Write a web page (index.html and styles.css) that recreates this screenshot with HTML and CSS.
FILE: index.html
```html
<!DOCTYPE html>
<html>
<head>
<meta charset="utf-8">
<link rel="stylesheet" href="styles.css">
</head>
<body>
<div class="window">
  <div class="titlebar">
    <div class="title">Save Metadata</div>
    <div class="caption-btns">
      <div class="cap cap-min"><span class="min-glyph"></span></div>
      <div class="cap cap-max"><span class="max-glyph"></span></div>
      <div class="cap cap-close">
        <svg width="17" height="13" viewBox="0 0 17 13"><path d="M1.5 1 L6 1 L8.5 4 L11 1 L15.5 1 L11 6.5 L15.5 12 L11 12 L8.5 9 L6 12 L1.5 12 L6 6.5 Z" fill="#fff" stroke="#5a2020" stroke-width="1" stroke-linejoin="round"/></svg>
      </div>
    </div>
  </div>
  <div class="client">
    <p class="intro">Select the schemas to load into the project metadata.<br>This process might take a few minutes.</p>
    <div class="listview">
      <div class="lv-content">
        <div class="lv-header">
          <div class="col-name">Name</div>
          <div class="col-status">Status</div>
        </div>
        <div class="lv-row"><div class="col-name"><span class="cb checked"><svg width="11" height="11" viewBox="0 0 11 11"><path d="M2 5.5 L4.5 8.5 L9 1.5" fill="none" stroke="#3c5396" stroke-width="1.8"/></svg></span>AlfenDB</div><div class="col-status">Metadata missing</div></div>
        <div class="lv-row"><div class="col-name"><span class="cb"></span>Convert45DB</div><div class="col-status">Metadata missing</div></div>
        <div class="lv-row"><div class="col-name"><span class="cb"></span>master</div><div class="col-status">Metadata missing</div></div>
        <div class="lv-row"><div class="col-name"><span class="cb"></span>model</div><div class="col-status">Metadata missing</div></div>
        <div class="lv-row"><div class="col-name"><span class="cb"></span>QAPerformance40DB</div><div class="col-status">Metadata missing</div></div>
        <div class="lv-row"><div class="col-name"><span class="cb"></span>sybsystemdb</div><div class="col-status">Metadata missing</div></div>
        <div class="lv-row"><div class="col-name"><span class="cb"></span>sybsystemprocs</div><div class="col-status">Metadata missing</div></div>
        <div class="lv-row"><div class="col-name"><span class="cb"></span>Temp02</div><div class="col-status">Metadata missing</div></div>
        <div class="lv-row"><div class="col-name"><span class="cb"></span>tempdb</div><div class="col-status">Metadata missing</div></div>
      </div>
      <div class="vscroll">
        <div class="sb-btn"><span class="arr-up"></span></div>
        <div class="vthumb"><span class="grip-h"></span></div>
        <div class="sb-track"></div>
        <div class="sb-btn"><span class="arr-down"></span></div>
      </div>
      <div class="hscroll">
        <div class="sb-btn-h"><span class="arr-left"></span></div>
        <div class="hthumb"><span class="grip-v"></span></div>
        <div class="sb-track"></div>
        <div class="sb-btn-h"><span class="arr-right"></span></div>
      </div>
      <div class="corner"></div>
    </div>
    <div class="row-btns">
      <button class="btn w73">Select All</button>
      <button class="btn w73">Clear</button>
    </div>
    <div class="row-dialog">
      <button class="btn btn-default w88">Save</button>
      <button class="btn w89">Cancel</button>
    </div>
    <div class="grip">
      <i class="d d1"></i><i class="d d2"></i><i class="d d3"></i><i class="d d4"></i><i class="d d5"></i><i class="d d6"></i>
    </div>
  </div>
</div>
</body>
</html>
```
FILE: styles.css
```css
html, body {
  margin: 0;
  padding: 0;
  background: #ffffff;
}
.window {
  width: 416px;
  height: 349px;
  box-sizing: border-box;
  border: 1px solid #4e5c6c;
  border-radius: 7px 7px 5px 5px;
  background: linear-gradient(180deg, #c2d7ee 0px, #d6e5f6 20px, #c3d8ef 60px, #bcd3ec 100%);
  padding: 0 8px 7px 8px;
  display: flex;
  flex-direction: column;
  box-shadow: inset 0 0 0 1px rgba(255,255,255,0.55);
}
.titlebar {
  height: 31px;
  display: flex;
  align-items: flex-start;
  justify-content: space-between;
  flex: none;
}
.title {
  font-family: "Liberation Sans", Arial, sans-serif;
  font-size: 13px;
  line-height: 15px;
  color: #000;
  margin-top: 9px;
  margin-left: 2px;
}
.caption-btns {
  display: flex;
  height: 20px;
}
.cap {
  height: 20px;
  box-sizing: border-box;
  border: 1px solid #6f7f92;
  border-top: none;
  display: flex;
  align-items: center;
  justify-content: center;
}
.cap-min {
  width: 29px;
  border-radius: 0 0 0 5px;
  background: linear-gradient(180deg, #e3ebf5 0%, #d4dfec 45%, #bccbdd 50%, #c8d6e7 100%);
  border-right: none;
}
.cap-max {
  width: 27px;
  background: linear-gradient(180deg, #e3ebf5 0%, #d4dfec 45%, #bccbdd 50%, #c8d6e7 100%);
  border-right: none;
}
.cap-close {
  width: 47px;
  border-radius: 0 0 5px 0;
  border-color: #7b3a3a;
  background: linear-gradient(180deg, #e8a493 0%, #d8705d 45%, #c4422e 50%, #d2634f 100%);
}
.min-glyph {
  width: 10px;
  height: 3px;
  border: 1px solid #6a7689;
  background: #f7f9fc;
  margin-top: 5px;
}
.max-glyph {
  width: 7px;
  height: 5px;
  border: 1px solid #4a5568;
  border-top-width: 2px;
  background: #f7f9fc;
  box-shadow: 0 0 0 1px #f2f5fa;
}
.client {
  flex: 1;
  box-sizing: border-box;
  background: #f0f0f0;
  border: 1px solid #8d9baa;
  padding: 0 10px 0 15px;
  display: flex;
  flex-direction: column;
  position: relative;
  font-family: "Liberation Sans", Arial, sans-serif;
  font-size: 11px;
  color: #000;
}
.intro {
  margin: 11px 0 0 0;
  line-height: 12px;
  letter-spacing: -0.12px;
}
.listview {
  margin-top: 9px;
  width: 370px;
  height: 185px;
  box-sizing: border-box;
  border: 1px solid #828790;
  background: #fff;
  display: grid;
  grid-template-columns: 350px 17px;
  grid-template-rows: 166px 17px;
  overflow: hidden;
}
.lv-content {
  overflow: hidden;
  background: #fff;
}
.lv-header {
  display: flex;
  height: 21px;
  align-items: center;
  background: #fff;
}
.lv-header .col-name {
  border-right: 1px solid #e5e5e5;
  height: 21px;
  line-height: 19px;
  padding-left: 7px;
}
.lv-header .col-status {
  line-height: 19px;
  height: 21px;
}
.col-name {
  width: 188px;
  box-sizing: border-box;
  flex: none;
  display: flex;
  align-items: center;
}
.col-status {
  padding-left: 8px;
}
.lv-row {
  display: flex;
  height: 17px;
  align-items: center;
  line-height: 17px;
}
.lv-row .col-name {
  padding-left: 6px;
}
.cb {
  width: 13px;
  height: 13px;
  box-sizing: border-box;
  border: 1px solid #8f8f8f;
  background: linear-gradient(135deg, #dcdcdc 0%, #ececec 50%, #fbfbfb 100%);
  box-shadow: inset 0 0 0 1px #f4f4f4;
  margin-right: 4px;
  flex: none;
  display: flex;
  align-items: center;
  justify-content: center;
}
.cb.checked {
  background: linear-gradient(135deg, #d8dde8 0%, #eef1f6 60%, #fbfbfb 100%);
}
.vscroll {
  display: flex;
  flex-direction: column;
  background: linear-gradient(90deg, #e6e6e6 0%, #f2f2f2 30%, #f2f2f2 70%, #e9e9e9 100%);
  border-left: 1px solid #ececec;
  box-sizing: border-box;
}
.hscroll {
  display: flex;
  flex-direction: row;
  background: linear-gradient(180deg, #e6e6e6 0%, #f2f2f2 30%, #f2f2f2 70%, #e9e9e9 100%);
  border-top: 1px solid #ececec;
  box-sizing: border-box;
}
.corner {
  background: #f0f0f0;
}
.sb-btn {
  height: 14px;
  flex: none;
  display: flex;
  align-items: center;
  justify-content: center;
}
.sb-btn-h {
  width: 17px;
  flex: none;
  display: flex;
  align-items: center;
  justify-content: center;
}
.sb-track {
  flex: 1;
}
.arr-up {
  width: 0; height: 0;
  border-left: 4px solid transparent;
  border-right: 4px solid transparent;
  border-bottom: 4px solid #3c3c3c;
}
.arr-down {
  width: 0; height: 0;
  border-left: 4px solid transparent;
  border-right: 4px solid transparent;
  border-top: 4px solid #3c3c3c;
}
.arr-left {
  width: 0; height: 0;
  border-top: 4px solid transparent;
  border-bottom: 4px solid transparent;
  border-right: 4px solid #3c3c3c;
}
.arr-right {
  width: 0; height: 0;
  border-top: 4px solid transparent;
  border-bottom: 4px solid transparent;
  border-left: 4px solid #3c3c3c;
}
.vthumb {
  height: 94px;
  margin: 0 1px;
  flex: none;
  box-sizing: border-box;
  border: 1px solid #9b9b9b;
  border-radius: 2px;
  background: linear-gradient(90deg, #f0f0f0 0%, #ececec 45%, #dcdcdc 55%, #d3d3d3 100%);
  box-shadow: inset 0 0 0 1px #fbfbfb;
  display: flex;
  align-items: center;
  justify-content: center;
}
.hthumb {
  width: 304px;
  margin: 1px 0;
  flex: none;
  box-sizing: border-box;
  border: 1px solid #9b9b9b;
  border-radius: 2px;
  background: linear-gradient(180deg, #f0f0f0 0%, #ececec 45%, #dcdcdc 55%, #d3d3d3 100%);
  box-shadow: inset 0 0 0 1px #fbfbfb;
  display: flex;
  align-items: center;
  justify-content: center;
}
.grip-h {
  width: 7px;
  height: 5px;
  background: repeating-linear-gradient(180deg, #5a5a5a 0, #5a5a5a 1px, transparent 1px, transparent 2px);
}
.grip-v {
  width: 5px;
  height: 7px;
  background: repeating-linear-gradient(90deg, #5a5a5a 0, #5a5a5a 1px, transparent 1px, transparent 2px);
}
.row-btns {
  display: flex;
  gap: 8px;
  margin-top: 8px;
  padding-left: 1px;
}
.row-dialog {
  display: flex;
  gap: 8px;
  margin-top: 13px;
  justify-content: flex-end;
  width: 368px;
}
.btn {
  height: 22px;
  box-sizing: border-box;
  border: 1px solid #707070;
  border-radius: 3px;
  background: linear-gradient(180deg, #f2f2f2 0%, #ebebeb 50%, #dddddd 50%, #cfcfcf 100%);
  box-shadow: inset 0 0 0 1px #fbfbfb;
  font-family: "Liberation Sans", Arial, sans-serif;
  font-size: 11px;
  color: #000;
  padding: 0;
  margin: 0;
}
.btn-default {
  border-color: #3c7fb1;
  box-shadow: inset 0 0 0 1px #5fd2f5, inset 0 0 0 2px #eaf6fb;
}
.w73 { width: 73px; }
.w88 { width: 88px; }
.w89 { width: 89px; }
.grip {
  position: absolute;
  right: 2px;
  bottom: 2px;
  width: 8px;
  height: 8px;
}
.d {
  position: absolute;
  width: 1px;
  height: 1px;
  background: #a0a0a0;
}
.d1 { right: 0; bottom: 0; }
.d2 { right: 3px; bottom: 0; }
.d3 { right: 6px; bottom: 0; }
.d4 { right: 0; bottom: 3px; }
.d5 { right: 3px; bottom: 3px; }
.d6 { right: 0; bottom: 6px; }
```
····················
▶ _WHAT YOU HAVE TO DO_
Scan the lines above for "index", then copy every one that has it.

▶ _THE SOLUTION_
Write a web page (index.html and styles.css) that recreates this screenshot with HTML and CSS.
FILE: index.html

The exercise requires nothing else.